Je ne pourrai jamais dire assez merci à Maman Rahir, Dov Pereg, dit Loulou.

*Juste parmi les nations : une haute distinction
C’est la plus haute distinction civile décernée par l’État d’Israël à des personnes non juives. Elle récompense le courage de tous ceux qui n’ont pas hésité à mettre leur vie en danger pour sauver des Juifs persécutés par l’occupant nazi. Le titre de « Juste parmi les nations » est remis par l’institut Yad Vashem. Les noms des 26 119 personnes à avoir obtenu cette reconnaissance à travers le monde figurent sur un mur d’honneur à Jérusalem.
En France, 3 925 personnes sont reconnues Justes parmi les nations. Marie-Yvonne Rahir est la 15e en Loire-Atlantique.

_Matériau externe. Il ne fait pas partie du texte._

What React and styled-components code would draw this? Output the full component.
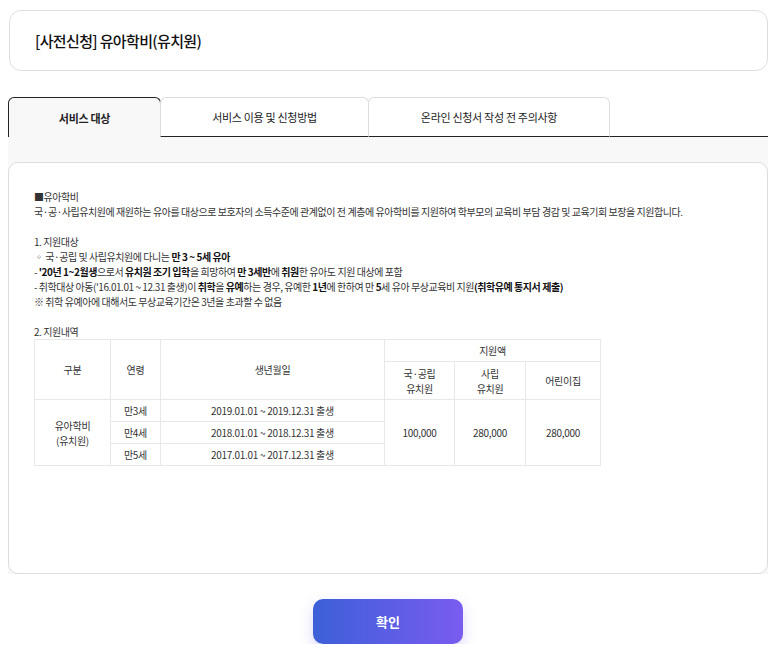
import React from "react";
import styled, { createGlobalStyle } from "styled-components";

const GlobalStyle = createGlobalStyle`
	html, body {
		margin: 0;
		padding: 0;
		background: #fff;
	}
	body {
		font-family: "Noto Sans CJK KR", "Noto Sans", sans-serif;
		color: #222;
	}
`;

const Page = styled.div`
	width: 780px;
	padding: 10px 12px 0 8px;
	box-sizing: border-box;
`;

const TitleCard = styled.div`
	margin-left: 1px;
	height: 61px;
	border: 1px solid #dedede;
	border-radius: 12px;
	display: flex;
	align-items: center;
	padding: 0 25px;
	box-sizing: border-box;
`;

const Title = styled.h1`
	margin: 0;
	font-size: 15px;
	font-weight: 500;
	color: #111;
	letter-spacing: -0.65px;
`;

const Tabs = styled.div`
	display: flex;
	margin-top: 26px;
	height: 40px;
	box-sizing: border-box;
`;

const Tab = styled.div`
	width: ${(p) => p.w}px;
	box-sizing: border-box;
	display: flex;
	align-items: center;
	justify-content: center;
	font-size: 11px;
	border-radius: 6px 6px 0 0;
	border: 1px solid ${(p) => (p.active ? "#222" : "#ddd")};
	border-bottom: ${(p) => (p.active ? "none" : "1px solid #222")};
	background: ${(p) => (p.active ? "#f8f8f8" : "#fff")};
	font-weight: ${(p) => (p.active ? 700 : 400)};
	color: #222;
	margin-left: ${(p) => (p.first ? 0 : -1)}px;
	letter-spacing: -0.3px;
`;

const TabFill = styled.div`
	flex: 1;
	border-bottom: 1px solid #222;
`;

const Panel = styled.div`
	background: #f8f8f8;
	padding-top: 25px;
`;

const ContentCard = styled.div`
	background: #fff;
	border: 1px solid #dedede;
	border-radius: 10px;
	height: 412px;
	box-sizing: border-box;
	padding: 26px 25px 0;
	font-size: 10px;
	line-height: 15px;
	color: #333;
	letter-spacing: -0.45px;
`;

const Line = styled.div`
	min-height: 15px;
	white-space: nowrap;
`;

const B = styled.b`
	font-weight: 700;
	color: #111;
`;

const Table = styled.table`
	margin-top: 0;
	border-collapse: collapse;
	font-size: 10px;
	color: #333;
	text-align: center;
	letter-spacing: -0.3px;
	td, th {
		border: 1px solid #e8e8e8;
		font-weight: 400;
		padding: 0;
		line-height: 15px;
	}
`;

const HeadRow = styled.tr`
	height: ${(p) => p.h}px;
`;

const BodyRow = styled.tr`
	height: 22px;
`;

const Footer = styled.div`
	display: flex;
	justify-content: center;
	padding-top: 25px;
`;

const ConfirmButton = styled.button`
	width: 150px;
	height: 45px;
	border: none;
	border-radius: 10px;
	background: linear-gradient(90deg, #3c60d8 0%, #7a5cf0 100%);
	box-shadow: 0 6px 14px rgba(110, 100, 220, 0.25);
	color: #fff;
	font-family: "Noto Sans CJK KR", sans-serif;
	font-size: 13px;
	font-weight: 700;
	cursor: pointer;
`;

const tabs = [
	{ label: "서비스 대상", w: 153 },
	{ label: "서비스 이용 및 신청방법", w: 209 },
	{ label: "온라인 신청서 작성 전 주의사항", w: 242 },
];

const App = () => {
	return (
		<Page>
			<GlobalStyle />
			<TitleCard>
				<Title>[사전신청] 유아학비(유치원)</Title>
			</TitleCard>
			<Tabs>
				{tabs.map((t, i) => (
					<Tab key={t.label} w={t.w} active={i === 0} first={i === 0}>
						{t.label}
					</Tab>
				))}
				<TabFill />
			</Tabs>
			<Panel>
				<ContentCard>
					<Line>■유아학비</Line>
					<Line>
						국·공·사립유치원에 재원하는 유아를 대상으로 보호자의 소득수준에 관계없이 전 계층에 유아학비를 지원하여
						학부모의 교육비 부담 경감 및 교육기회 보장을 지원합니다.
					</Line>
					<Line />
					<Line>1. 지원대상</Line>
					<Line>
						◦ 국·공립 및 사립유치원에 다니는 <B>만 3 ~ 5세 유아</B>
					</Line>
					<Line>
						- <B>'20년 1~2월생</B>으로서 <B>유치원 조기 입학</B>을 희망하여 <B>만 3세반</B>에 <B>취원</B>한 유아도 지원
						대상에 포함
					</Line>
					<Line>
						- 취학대상 아동('16.01.01 ~ 12.31 출생)이 <B>취학</B>을 <B>유예</B>하는 경우, 유예한 <B>1년</B>에 한하여 만{" "}
						<B>5</B>세 유아 무상교육비 지원<B>(취학유예 통지서 제출)</B>
					</Line>
					<Line>※ 취학 유예아에 대해서도 무상교육기간은 3년을 초과할 수 없음</Line>
					<Line />
					<Line>2. 지원내역</Line>
					<Table>
						<colgroup>
							<col style={{ width: 76 }} />
							<col style={{ width: 50 }} />
							<col style={{ width: 224 }} />
							<col style={{ width: 70 }} />
							<col style={{ width: 71 }} />
							<col style={{ width: 75 }} />
						</colgroup>
						<thead>
							<HeadRow h={22}>
								<th rowSpan={2}>구분</th>
								<th rowSpan={2}>연령</th>
								<th rowSpan={2}>생년월일</th>
								<th colSpan={3}>지원액</th>
							</HeadRow>
							<HeadRow h={38}>
								<th>
									국·공립
									<br />
									유치원
								</th>
								<th>
									사립
									<br />
									유치원
								</th>
								<th>어린이집</th>
							</HeadRow>
						</thead>
						<tbody>
							<BodyRow>
								<td rowSpan={3}>
									유아학비
									<br />
									(유치원)
								</td>
								<td>만3세</td>
								<td>2019.01.01 ~ 2019.12.31 출생</td>
								<td rowSpan={3}>100,000</td>
								<td rowSpan={3}>280,000</td>
								<td rowSpan={3}>280,000</td>
							</BodyRow>
							<BodyRow>
								<td>만4세</td>
								<td>2018.01.01 ~ 2018.12.31 출생</td>
							</BodyRow>
							<BodyRow>
								<td>만5세</td>
								<td>2017.01.01 ~ 2017.12.31 출생</td>
							</BodyRow>
						</tbody>
					</Table>
				</ContentCard>
			</Panel>
			<Footer>
				<ConfirmButton>확인</ConfirmButton>
			</Footer>
		</Page>
	);
};

export default App;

Le devoir de mémoire des lycéens

Dov Pereg dit «Loulou» et Maryvonne Garreau
entourés des élèves du lycée Goussier.

C’est en travaillant avec ses élèves sur l’histoire d’un autre Juif, le docteur Zeiler, que Laurent Priou, alors enseignant au lycée Louis-Jacques-Goussier, découvre l’histoire de Loulou. En 2011, il le fait venir à Rezé. Son témoignage devant les lycéens est poignant. Le professeur et ses élèves veulent aller plus loin et faire reconnaître Marie-Yvonne Rahir comme Juste parmi les nations. Un travail de longue haleine que va poursuivre Laurent Maillet, un autre enseignant du lycée Goussier : « Il a fallu rechercher des témoignages, des photos. Nous les avons étudiés en classe et vérifié leur validité. Un travail de fourmi effectué sur plusieurs années en lien avec Dov Pereg et Maryvonne Garreau. » Le nom de Marie-Yvonne Rahir est désormais inscrit sur le mur d’honneur à Jérusalem.  Le 10 mars, Loulou et Maryvonne Garreau sont revenus au lycée Goussier. L’occasion de partager cette histoire avec d’autres élèves et de dire un grand merci aux élèves et enseignants qui ont accompli « un formidable travail de mémoire ».